Now that you know the fundamentals of the social security system, it’s time to learn how to make the most of getting benefits as a married couple. Employing any of the following strategies will help maximize your social security income.
Spousal Benefits for Non-Working Spouse
The true key to getting the most out of social security comes from spousal benefits. The government allows a spouse to share in social security income, even if that spouse didn’t work. He or she can take up to 50% of the retired worker’s full benefit. In addition, the worker’s income is not reduced by the amount the spouse gets.
As a couple you could receive hundreds of thousands of dollars in benefits over the course of retirement that a non-married couple wouldn’t. Even if you’re married just one year, you’re allowed to collect a full spousal benefit. And you may claim survivor benefits if your spouse dies after you’ve been married at least nine months.
This strategy works best if the spouse takes benefits at full retirement age (FRA). If a spouse files earlier, say 62, the benefits will be reduced to 35% of the spouse’s benefit instead of 50%.
File and Suspend
If both spouses worked, you can enhance your spousal benefits by using the file and suspend strategy. In order to do that, one spouse will have to file for his or her benefit and suspend collection of that benefit until age 70. By doing that, the total benefit grows through delayed credits. The other spouse can then apply for the spousal benefit and receive half of what the fling spouse was supposed to get.
An example may make this a little clearer. Suppose Ben is entitled to $2500 per month and decides to apply for benefits at 67, his FRA. He can do so and immediately suspend his benefits to grow at 8% a year until he’s 70. At the same time, I would be able to apply for spousal benefits of $1250 per month while letting my own grow. Once I get to age 70, I could choose whichever benefit was higher – my own and the spousal benefit. (Caveat: I can only convert to my full benefit if I waited until my FRA to file for a spousal benefit.)
This works especially well, if the higher earner is the one delaying his or her benefit.
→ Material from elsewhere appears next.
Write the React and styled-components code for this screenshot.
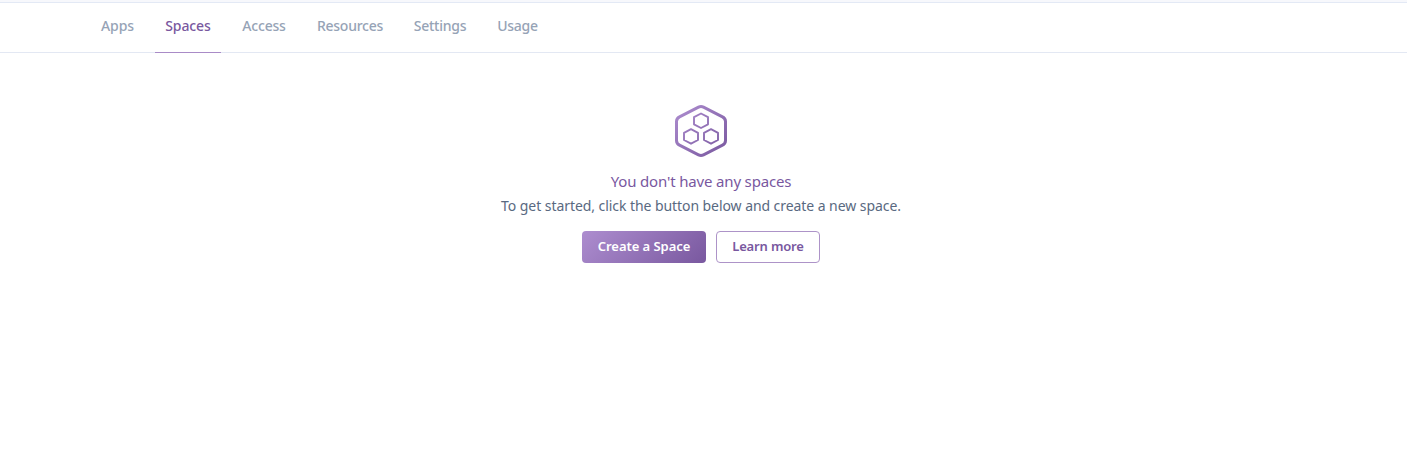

Claim Now, Claim More Later
You can also work the file and suspend strategy in the opposite direction. In that scenario, you would have the lower earning spouse apply for benefits, with the higher earner applying for spousal benefits at FRA. Then, at age 70, the higher earner can switch to his or her benefit.
So let’s go back to me and Ben in retirement. Say he is entitled to $2,500 at FRA, and I get $1000. Under claim now, claim more later, Ben would claim his spousal benefit (again, assuming he’s 67) getting $500 per month. And I would get $1,000 per month. When Ben reaches age 70, he would switch to his own benefit, which would be $3,300 per month. I could also get $1,250 per month, half of Ben’s FRA benefit, Combined we now get a retirement benefit of $4,550, as opposed to the $3500 if we both just claimed at our full retirement age.
This approach can help ensure the highest income and that the surviving spouse will receive the largest benefit possible when the surviving spouse dies. The surviving spouse would get 100% of the deceased spouse’s benefit including the retirement delay credits.
If it all seems a bit complex, it is. And as with most personal finance scenarios, one size won’t fit all. A lot of choosing when to receive benefits depends the ages of both individuals, each person’s health, and the need for the income.
Luckily there are several resources online that can help you sort all of this out. Check out maximizemysociallsecurity.com or socialsecuritytiming.com. You should also consider seeing a fee-only certified financial planner to help figure out your situation. Maximizing your social security will get you a lot more income in the long run.